Inspections, Compliance, Enforcement, and Criminal Investigations
Beavers Dairy Farm 27-Mar-03
Food & Drug Administration
300 Pearl Street, Suite 100
Buffalo, NY 14202
WARNING LETTER NYK 2003-18
RETURN RECEIPT REQUESTED
Dale F. Beaver, Co-owner
Beavers Dairy Farm
3786 Kirk Road
Randolph, New York 14772
Dear Mr. Beaver:
An investigation performed by U.S. Food and Drug Administration Investigators Linda M. Sacco and Michael W. Burd included an inspection of your dairy farm on December 17, 2002, January 6 and 8, 2003 and February 19, 2003. The investigation confirmed that you offered a cow for sale for slaughter as food in violation of Sections 402(a)(2)(C)(ii) and 402(a)(4) of the Federal Food, Drug, and Cosmetic Act (the Act). In addition, your extra label usage, and the illegal tissue residues that resulted, caused the drug product [redacted](flunixin meglumine) to become adulterated within the meaning of Section 501(a)(5) of the Act.
A dairy cow bearing farm tag 2292 was treated for pain at your farm.

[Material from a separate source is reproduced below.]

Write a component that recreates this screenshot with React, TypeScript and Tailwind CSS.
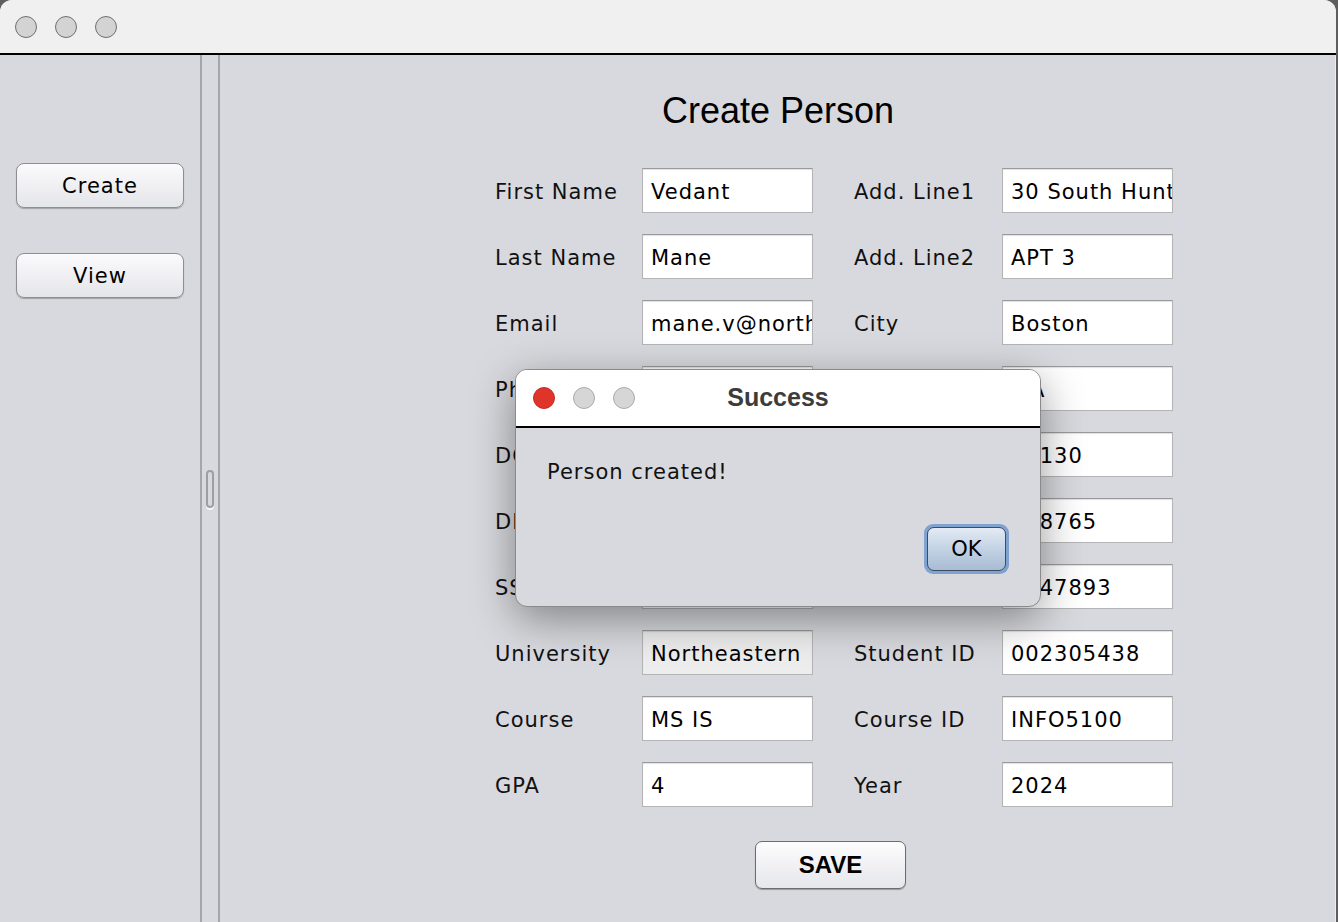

Treatment included administration of daily 20 cc intramuscular injections of [redacted] (flunixin meglumine), subsequently offered for sale for human food on October 9, 2002, through [redacted] USDA analysis of sampIes collected from that animal on October 10, 2002, at [redacted identified the presence of .5170 parts per million (ppm) flunixin in liver tissue.
A tolerance of 0.125 ppm has been established for residues of flunixin cattle liver (Title 21 Code of Federal Regulations 556.286). However, as stated on the drug label, [redacted] is not approved for use in lactating or dry dairy cattle. The presence of flunixin at the reported level in edible tissue from a lactating or dry dairy cow causes the food to be adulterated within the meaning of Section 402(a)(2)(C)(ii) of the Act.
Our investigation also found that you hold animals under conditions whereby medicated animals bearing potentially harmful drug residues are likely to enter the food supply. You lack an adequate system for assuring that drugs are used in a manner not contrary to the directions contained in the labeling, and for assuring that animals medicated on your farm have been withheld from slaughter for appropriate periods of time to permit depletion of potentially hazardous residues of drugs from edibIe tissues. For example, you lack adequate written treatment records for veterinary drugs administered to your herd. Such records would identify the drugs administered, the treatment date, the identification of the animal treated, the dosage administered, the route of administration, the individual administering the medication, and the withdrawal times for milk and beef. Food from animals held under such conditions is adulterated within the meaning of Section 402(a)(4) of the Act.
In addition, you are adulterating the veterinary drug [redacted] (flunixin meglumine) [redacted] within the meaning of Section 501(a)(5) of the Act, when you administer it to lactating or dry dairy cattle. [redacted] becomes adulterated when you fail to use it in accordance with its labeled instructions, or in compliance with extralabel use regulations. Use of this drug contrary to its labeled instructions, resulting in a residue which may present a risk to public health and which is above an established tolerance, causes the drug to be unsafe within the meaning of Section 512 of the Act.
You should take prompt action to correct the above violations and to establish procedures whereby such violations do not recur. Failure to do so may result in regulatory action without further notice. This may include seizure or injunction.
This letter is not intended to be an all-inclusive list of violations. As a producer of animals offered for use as food, you are responsible for ensuring that your overall operation and the foods you distribute are in compliance with the law.
USDA analysis of tissue samples collected from two additional cows from your farm also revealed illegal drug residues. These include a cow bearing ear tag 2162 sold August 7,2002, through [redacted]. USDA analysis of samples collected from that animal on August 9, 2002 at [redacted] identified the presence of 3.96 ppm sulfamethazine in liver tissue and 0.11 ppm sulfamethazine in muscle tissue. A tolerance of 0.1 ppm has been established for residues of sulfamethazine in uncooked edible tissues of cattle (Title 21 Code of Federal Regulations 556.670). Another cow, bearing farm tag 1887 was sold August 21, 2002, through [redacted]. USDA analysis of samples collected from that animal on August 22, 2002, at [redacted] identified the presence of 1.66 ppm gentamicin in kidney tissue. There is no permitted level for residues of gentamicin in edible tissues of cattle.
It is not necessary for you to personally ship an adulterated animal in interstate commerce to be responsible for a violation of the Act. The fact that you caused the adulteration of an animal that was sold and subsequently offered for sale to a slaughterhouse that ships in interstate commerce is sufficient to hold you responsible for a violation of the Act.
Please notify this office in writing, within 15 working days, of the steps you have taken to prevent a recurrence of similar violations. Your response should be directed to James M. Kewley, Compliance Officer, at the above address.